* _Requirements_: Your task is to retype the lines from the opening of the material through the line that includes "import React from". Do not copy the pictures.

* _Information provided_:
..............................
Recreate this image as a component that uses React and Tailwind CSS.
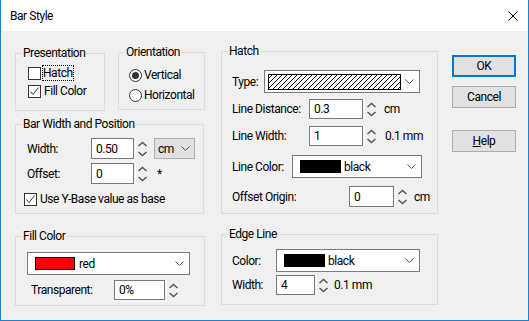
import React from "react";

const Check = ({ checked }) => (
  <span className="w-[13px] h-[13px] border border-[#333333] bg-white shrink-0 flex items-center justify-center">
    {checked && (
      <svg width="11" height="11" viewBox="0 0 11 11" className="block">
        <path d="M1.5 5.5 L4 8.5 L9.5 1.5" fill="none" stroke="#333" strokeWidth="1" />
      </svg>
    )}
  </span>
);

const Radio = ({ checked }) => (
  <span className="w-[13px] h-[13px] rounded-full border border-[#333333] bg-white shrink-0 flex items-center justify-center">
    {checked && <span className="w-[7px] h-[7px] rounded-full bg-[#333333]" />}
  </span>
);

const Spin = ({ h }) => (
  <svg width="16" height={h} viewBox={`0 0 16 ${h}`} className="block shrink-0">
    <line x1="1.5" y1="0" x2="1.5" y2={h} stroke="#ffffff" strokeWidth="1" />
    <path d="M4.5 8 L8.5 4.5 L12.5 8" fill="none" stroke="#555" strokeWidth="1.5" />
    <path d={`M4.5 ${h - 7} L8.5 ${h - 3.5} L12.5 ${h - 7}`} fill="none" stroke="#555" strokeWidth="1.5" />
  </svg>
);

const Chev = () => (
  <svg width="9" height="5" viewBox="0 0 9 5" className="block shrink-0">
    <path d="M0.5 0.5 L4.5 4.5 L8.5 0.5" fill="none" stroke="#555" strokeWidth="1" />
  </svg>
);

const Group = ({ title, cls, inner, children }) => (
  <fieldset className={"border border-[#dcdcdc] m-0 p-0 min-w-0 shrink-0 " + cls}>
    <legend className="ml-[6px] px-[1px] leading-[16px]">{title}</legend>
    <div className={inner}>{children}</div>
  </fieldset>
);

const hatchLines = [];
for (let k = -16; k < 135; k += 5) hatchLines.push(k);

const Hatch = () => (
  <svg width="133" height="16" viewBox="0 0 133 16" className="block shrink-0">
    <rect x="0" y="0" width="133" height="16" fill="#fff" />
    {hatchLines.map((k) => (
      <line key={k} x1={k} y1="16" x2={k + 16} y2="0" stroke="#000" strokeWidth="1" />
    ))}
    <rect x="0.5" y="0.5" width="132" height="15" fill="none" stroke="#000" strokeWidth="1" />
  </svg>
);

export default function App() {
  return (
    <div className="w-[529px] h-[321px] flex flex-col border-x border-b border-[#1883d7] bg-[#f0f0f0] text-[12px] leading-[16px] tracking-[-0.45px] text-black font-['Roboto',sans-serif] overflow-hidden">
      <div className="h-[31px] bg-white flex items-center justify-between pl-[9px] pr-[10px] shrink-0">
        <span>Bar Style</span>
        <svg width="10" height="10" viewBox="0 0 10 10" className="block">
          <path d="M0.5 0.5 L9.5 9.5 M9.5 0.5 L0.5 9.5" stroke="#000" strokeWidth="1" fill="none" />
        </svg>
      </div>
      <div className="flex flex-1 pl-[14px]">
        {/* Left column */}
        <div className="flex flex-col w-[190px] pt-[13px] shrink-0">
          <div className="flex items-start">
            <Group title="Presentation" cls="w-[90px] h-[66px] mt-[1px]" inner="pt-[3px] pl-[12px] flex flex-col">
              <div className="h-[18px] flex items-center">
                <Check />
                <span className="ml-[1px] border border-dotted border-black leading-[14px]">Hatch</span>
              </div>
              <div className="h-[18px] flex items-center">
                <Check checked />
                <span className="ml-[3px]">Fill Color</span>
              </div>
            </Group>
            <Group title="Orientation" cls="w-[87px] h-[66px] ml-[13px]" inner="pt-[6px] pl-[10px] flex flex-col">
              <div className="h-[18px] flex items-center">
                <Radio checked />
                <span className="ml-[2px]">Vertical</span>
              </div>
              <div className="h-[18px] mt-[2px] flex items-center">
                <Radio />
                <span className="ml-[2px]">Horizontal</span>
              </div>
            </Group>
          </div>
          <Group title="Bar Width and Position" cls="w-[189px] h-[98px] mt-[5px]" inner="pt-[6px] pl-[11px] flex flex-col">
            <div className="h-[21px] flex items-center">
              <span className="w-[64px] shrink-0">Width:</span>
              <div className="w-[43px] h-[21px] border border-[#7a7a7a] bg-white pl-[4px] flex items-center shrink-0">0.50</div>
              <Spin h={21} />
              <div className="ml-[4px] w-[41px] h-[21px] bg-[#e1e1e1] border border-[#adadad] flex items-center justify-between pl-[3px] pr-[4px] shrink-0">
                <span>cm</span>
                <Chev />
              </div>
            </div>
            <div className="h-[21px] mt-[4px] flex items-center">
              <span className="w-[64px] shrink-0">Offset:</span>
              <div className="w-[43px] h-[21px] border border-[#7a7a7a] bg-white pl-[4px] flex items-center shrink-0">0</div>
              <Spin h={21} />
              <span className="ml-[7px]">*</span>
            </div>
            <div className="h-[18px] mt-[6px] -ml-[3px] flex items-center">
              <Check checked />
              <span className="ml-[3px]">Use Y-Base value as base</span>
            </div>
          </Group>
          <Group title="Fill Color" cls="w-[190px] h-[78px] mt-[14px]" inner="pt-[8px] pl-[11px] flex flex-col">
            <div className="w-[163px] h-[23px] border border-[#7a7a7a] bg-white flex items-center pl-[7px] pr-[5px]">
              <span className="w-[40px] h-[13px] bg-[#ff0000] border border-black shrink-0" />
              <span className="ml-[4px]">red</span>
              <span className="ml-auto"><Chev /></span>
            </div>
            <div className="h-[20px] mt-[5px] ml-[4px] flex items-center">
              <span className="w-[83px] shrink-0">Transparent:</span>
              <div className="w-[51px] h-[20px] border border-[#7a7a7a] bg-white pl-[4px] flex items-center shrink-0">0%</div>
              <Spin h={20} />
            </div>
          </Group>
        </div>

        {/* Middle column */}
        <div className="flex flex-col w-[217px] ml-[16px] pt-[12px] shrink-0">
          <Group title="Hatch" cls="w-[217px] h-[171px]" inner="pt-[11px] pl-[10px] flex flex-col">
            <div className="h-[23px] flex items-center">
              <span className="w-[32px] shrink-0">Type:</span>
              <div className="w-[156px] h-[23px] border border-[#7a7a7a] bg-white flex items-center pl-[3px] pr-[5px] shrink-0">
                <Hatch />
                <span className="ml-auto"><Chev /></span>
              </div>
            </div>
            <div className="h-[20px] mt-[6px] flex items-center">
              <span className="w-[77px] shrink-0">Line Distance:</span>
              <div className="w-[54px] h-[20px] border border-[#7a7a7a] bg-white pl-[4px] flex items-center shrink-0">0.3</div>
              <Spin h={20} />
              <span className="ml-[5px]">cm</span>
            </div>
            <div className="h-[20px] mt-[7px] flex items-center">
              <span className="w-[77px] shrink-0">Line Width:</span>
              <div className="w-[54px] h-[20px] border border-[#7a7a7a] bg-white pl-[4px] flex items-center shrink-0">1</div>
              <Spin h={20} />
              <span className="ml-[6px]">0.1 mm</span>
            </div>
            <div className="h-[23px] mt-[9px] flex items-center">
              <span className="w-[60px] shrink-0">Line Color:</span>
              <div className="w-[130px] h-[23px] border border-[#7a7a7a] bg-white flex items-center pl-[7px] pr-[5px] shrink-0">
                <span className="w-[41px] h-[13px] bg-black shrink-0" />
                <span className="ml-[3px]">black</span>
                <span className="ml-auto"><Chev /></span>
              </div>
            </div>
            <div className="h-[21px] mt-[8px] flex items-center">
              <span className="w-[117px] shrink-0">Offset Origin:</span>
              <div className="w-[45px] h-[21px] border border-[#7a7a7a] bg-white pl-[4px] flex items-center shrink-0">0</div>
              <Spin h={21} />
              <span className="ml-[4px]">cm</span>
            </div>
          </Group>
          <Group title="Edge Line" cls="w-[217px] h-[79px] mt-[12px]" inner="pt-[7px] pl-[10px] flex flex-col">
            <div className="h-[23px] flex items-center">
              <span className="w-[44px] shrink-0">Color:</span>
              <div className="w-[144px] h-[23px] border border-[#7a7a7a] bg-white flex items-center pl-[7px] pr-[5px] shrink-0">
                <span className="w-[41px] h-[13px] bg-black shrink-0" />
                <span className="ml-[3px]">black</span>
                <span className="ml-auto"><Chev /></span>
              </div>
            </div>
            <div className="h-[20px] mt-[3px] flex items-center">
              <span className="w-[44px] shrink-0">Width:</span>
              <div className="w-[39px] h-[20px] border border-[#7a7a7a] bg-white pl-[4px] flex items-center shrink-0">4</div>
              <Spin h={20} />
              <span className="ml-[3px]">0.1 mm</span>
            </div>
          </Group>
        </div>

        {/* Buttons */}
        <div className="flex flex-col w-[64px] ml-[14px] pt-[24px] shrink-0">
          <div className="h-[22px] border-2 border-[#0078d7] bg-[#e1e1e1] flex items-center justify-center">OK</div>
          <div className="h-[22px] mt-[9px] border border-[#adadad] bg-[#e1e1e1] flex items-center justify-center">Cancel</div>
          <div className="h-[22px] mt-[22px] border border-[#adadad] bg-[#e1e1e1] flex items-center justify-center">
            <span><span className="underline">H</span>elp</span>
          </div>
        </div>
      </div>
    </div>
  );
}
..............................
* _Task result_:
Recreate this image as a component that uses React and Tailwind CSS.
import React from "react";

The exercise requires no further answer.